1. Verhuel Herinneringen van een reis naar de Oost Indien (1835-1836).
2. J.B. Van Doren (1857): Thomas Matulesia, het Hoofd der opstandelingen op het eiland Honimoa (Saparua), na de overname van het bestuur der Molukken door de landvoogd J.A. van Middelkoop in 1817.
3. P.H. van der Kemp, uitgave 1911. Het herstel van het Nederlandsche gezag in de Molukken in 1817.

Ini semua sudah tentu dilihat dari Belanda punya kacamata yang kolonial.

Tetapi beruntung sekali ada rapport dari Porto tanggal 17 Nopember 1817 yang ditulis dalam bahasa Indonesia oleh seorang guru dari Porto bernama Strudiek.

"Dit is een op waarheid gegronde uiteenzetting van de aanleiding en het begin dezer opstand tot 22 Oktober 1817. (Ini ada satu keterangan yang berdasar atas kebenaran tentang aanleiding dan permulaan pemberontakan ini sampai dengan 22 Oktober 1817"), bilang Van der Kemp pada kaca 579.

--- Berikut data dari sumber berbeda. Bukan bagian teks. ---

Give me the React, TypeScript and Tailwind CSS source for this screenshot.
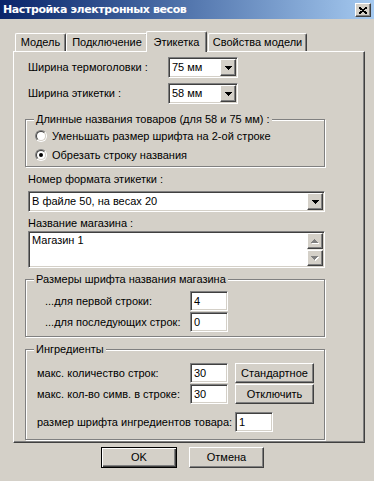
import type { ReactNode } from "react";

const sunken =
  "border border-t-[#808080] border-l-[#808080] border-b-white border-r-white shadow-[inset_1px_1px_0_#404040,inset_-1px_-1px_0_#D4D0C8]";
const raised =
  "border border-t-white border-l-white border-b-[#404040] border-r-[#404040] shadow-[inset_-1px_-1px_0_#808080]";

function DownArrow({ color = "#000" }: { color?: string }) {
  return (
    <svg width="7" height="4" viewBox="0 0 7 4" shapeRendering="crispEdges">
      <rect x="0" y="0" width="7" height="1" fill={color} />
      <rect x="1" y="1" width="5" height="1" fill={color} />
      <rect x="2" y="2" width="3" height="1" fill={color} />
      <rect x="3" y="3" width="1" height="1" fill={color} />
    </svg>
  );
}

function GrayArrow({ up }: { up?: boolean }) {
  // disabled scroll arrow: gray glyph with white shadow
  const rows = up ? [3, 2, 1, 0] : [0, 1, 2, 3];
  return (
    <svg width="8" height="5" viewBox="0 0 8 5" shapeRendering="crispEdges">
      {rows.map((r, i) => (
        <rect key={"w" + i} x={r + 1} y={i + 1} width={7 - r * 2} height="1" fill="#fff" />
      ))}
      {rows.map((r, i) => (
        <rect key={"g" + i} x={r} y={i} width={7 - r * 2} height="1" fill="#808080" />
      ))}
    </svg>
  );
}

function Combo({ value, w }: { value: string; w: string }) {
  return (
    <div className={`${sunken} ${w} h-[21px] p-[1px] bg-white flex`}>
      <div className="flex-1 pl-[2px] leading-[17px]">{value}</div>
      <div className={`${raised} w-[16px] h-[17px] bg-[#D4D0C8] flex items-center justify-center`}>
        <DownArrow />
      </div>
    </div>
  );
}

function Field({ value, w = "w-[38px]" }: { value: string; w?: string }) {
  return (
    <div className={`${sunken} ${w} h-[20px] p-[1px] bg-white pl-[3px] leading-[16px]`}>{value}</div>
  );
}

function Radio({ checked, label }: { checked?: boolean; label: string }) {
  return (
    <div className="mt-[1px] ml-[9px] h-[18px] flex items-center gap-[5px]">
      <span className="w-[12px] h-[12px] rounded-full border border-t-[#808080] border-l-[#808080] border-b-white border-r-white flex items-center justify-center">
        <span className="w-[10px] h-[10px] rounded-full bg-white border border-t-[#404040] border-l-[#404040] border-b-[#D4D0C8] border-r-[#D4D0C8] flex items-center justify-center">
          {checked && <span className="w-[4px] h-[4px] rounded-full bg-black" />}
        </span>
      </span>
      <span>{label}</span>
    </div>
  );
}

function Group({ title, className, children }: { title: string; className: string; children: ReactNode }) {
  return (
    <div className={`w-[300px] border border-[#808080] shadow-[inset_1px_1px_0_#fff,1px_1px_0_#fff] ${className}`}>
      <div className="-mt-[7px] ml-[8px] w-fit px-[2px] bg-[#D4D0C8] leading-[13px]">{title}</div>
      {children}
    </div>
  );
}

function Button({ label, w = "w-[79px]", h = "h-[20px]", def }: { label: string; w?: string; h?: string; def?: boolean }) {
  const edge = def
    ? "border border-black shadow-[inset_1px_1px_0_#fff,inset_-1px_-1px_0_#404040,inset_-2px_-2px_0_#808080]"
    : raised;
  return <div className={`${edge} ${w} ${h} flex items-center justify-center bg-[#D4D0C8]`}>{label}</div>;
}

export default function App() {
  return (
    <div className="w-[374px] h-[481px] overflow-hidden bg-[#D4D0C8] text-black text-[11px] font-['Liberation_Sans',Arial,sans-serif]">
      {/* Title bar */}
      <div className="h-[19px] flex bg-gradient-to-r from-[#0A246A] to-[#A6CAF0]">
        <div className="flex-1 pl-[3px] leading-[19px] text-[11px] font-bold tracking-[-0.4px] text-white font-['DejaVu_Sans',sans-serif]">
          Настройка электронных весов
        </div>
        <div className={`${raised} mt-[3px] mr-[3px] w-[16px] h-[14px] bg-[#D4D0C8] flex items-center justify-center`}>
          <svg width="8" height="7" viewBox="0 0 8 7" shapeRendering="crispEdges">
            <path d="M0 0L8 7M8 0L0 7" stroke="#000" strokeWidth="1.8" />
          </svg>
        </div>
      </div>

      <div className="pl-[13px] pt-[12px]">
        {/* Tabs */}
        <div className="h-[20px] flex items-end pl-[2px]">
          <div className="w-[51px] h-[18px] rounded-t-[2px] border-t border-l border-white border-r border-r-[#404040] shadow-[inset_-1px_0_0_#808080] flex items-center justify-center">
            Модель
          </div>
          <div className="w-[82px] h-[18px] rounded-t-[2px] border-t border-l border-white border-r border-r-[#404040] shadow-[inset_-1px_0_0_#808080] flex items-center justify-center">
            Подключение
          </div>
          <div className="relative z-10 -ml-[2px] mr-[1px] -mb-px w-[61px] h-[21px] rounded-t-[2px] bg-[#D4D0C8] border-t border-l border-white border-r border-r-[#404040] shadow-[inset_-1px_0_0_#808080] flex justify-center pt-[2px]">
            Этикетка
          </div>
          <div className="w-[99px] h-[18px] rounded-t-[2px] border-t border-l border-white border-r border-r-[#404040] shadow-[inset_-1px_0_0_#808080] flex items-center justify-center">
            Свойства модели
          </div>
        </div>

        {/* Tab panel */}
        <div className="w-[352px] h-[392px] pl-[11px] border border-t-white border-l-white border-r-[#404040] border-b-[#404040] shadow-[inset_-1px_-1px_0_#808080]">
          <div className="mt-[5px] ml-[3px] h-[21px] flex items-center">
            <span className="w-[140px]">Ширина термоголовки :</span>
            <Combo value="75 мм" w="w-[70px]" />
          </div>
          <div className="mt-[5px] ml-[3px] h-[21px] flex items-center">
            <span className="w-[140px]">Ширина этикетки :</span>
            <Combo value="58 мм" w="w-[70px]" />
          </div>

          <Group title="Длинные названия товаров (для 58 и 75 мм) :" className="mt-[15px] pb-[2px]">
            <Radio label="Уменьшать размер шрифта на 2-ой строке" />
            <Radio checked label="Обрезать строку названия" />
          </Group>

          <div className="mt-[6px] ml-[3px] leading-[13px]">Номер формата этикетки :</div>
          <div className="mt-[5px] ml-[3px]">
            <Combo value="В файле 50, на весах 20" w="w-[297px]" />
          </div>

          <div className="mt-[5px] ml-[3px] leading-[13px]">Название магазина :</div>
          <div className={`${sunken} mt-[1px] ml-[3px] w-[297px] h-[37px] p-[1px] bg-white flex`}>
            <div className="flex-1 pl-[2px] leading-[14px]">Магазин 1</div>
            <div className="w-[16px] flex flex-col justify-between bg-[#ECEAE5]">
              <div className={`${raised} h-[16px] bg-[#D4D0C8] flex items-center justify-center`}>
                <GrayArrow up />
              </div>
              <div className={`${raised} h-[16px] bg-[#D4D0C8] flex items-center justify-center`}>
                <GrayArrow />
              </div>
            </div>
          </div>

          <Group title="Размеры шрифта названия магазина" className="mt-[11px] pb-[4px]">
            <div className="mt-[5px] ml-[19px] h-[20px] flex items-center">
              <span className="w-[145px]">...для первой строки:</span>
              <Field value="4" />
            </div>
            <div className="mt-[1px] ml-[19px] h-[20px] flex items-center">
              <span className="w-[145px]">...для последующих строк:</span>
              <Field value="0" />
            </div>
          </Group>

          <Group title="Ингредиенты" className="mt-[12px] pb-[7px]">
            <div className="mt-[7px] ml-[11px] h-[20px] flex items-center">
              <span className="w-[153px]">макс. количество строк:</span>
              <Field value="30" />
              <div className="ml-[7px]">
                <Button label="Стандартное" />
              </div>
            </div>
            <div className="mt-[1px] ml-[11px] h-[20px] flex items-center">
              <span className="w-[153px]">макс. кол-во симв. в строке:</span>
              <Field value="30" />
              <div className="ml-[7px]">
                <Button label="Отключить" />
              </div>
            </div>
            <div className="mt-[8px] ml-[11px] h-[20px] flex items-center">
              <span className="w-[198px]">размер шрифта ингредиентов товара:</span>
              <Field value="1" />
            </div>
          </Group>
        </div>

        {/* Dialog buttons */}
        <div className="mt-[4px] ml-[88px] flex gap-[12px]">
          <Button label="OK" w="w-[76px]" h="h-[21px]" def />
          <Button label="Отмена" w="w-[75px]" h="h-[21px]" />
        </div>
      </div>
    </div>
  );
}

Saya ada senang sekali yang saudara Kapten Sapiya zonder partiydig tetapi kritis sudah tulis ia punya buku tentang kemuliaan perjuangan Pattimura, bukan saya pakai bahan-bahan (gegevens) yang ia dasarkan atas tulisan pengarang-pengarang bangsa asing yang saya maksudkan di atas, tetapi juga ia sudah dasarkan ia punya buku terutama atas rapport Porto yang ditulis oleh orang Indonesia sendiri dan juga atas beberapa buah buku dari pengarang-pengarang bangsa asing yang lain.

Thomas Matulesia of te wel Pattimura dan kawan-kawannya. Mereka semua pendekar-pendekar pedang yang jadi tersohor oleh karena mereka sudah kasi pukulan-pukulan yang hebat sama bangsa Belanda.

Bukan ini saja yang jadi mereka punya kebesaran. Mereka juga orang-orang yang suka berkata terus terang (tegas) dan setia, mereka bukan berkelahi guna diri sendiri punya kepentingan atau keuntungan, tetapi mereka sudah berkelahi guna satu ideaal yang suci, guna melindungi orang yang lemah dan juga guna menolak penindasan-penindasan yang ancam mereka punya Tanah Air.

Ambon tak pernah lupa sama mereka dan sampai sekarang mereka punya figuur masih hidup dalam rakyat punya hati. Bangsa Indonesia yang tahu bilang terima kasih sudah dirikan tugu mereka juist ditempat itu dimana mereka pernah digantung. Di sana di tempat yang bertengadah dengan mereka punya tugu berdiri satu Gereja yang besar dan baru!

Kebesaran mereka bisa kita dengar sampai di luar batas-batas Maluku dan mereka punya jiwa sekarang ada hidup di antara satu Keur-Korps yang pernah berkelahi guna Indonesia punya kemerdekaan.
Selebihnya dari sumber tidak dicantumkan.